When it comes to improving body image, the fashion industry is talking the talk, but now is the time to Walk the Catwalk
With Tyra Banks, among others, drawing attention to the issues body image and size acceptance in recent weeks, curvy models Liis Windischmann and Diane Pellini have decided to take matters one step further: the fashion industry is talking the talk, they want to see it Walk the Catwalk.
“We are happy that Italy, Brazil, Spain and the USA have helped create worldwide discussion and are striving to keep the models who work Fashion Week healthy,” said Windischmann. ”While what they are doing is an important step in the right direction, we feel that the runway should be the end result of a series of changes.“
“Change must start in fashion schools and in the ideology of designers, not by issuing BMI [Body Mass Index] requirements,” added Pellini. “Quite simply, until the sample size changes, nothing else can change.”
After the eating disorder-related deaths of models Luisel Ramos and Ana Carolina Reston Macan in 2006, countries including Italy, Brazil, Spain and the USA began to implement rules and offer guidelines governing the size and health of models participating in fashion week. Windischmann and Pellini want to offer different solutions to this worldwide situation.
“The fashion industry is full of incredibly talented and fantastically creative people, and yet over 65% of the female population is seriously underrepresented in fashion,” said Pellini. “How can this be? I am confident that if these designers really put their minds to it, they can come up with beautiful designs that women of any size can wear fashionably.”

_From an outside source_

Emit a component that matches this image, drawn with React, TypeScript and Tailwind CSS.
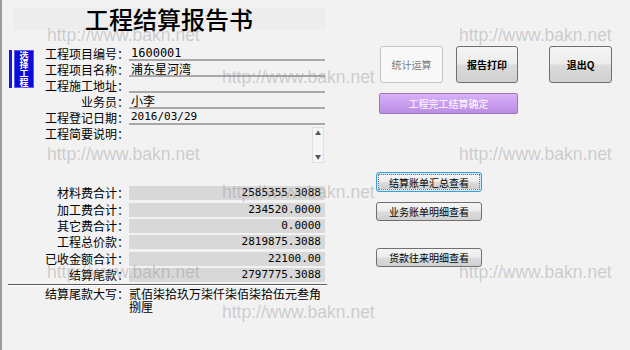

Windischmann and Pellini have issued a challenge to the fashion industry that is intended to address the problem at its roots:
· Fashion Schools, re-evaluate the philosophies being passed on to each generation of fashion students by educators, including creating limiting sample sizes, not designing beyond sizes 12 to 14 and implying that fashionable clothing should end at a certain size.
· Designers, create ONE runway outfit for the fall presentation of your spring line in a size 12 or higher to be worn by a curvy model.
· Designers, create ONE sample size for your fall presentation of your spring line in a size 12 or higher, to be made available to magazines and the press in order to encourage the use of size diversity in print media editorials and coverage.
· Magazines, feature ONE model size 12 or higher, in a minimum of ONE outfit, in a fashion editorial in your January 2008 issue.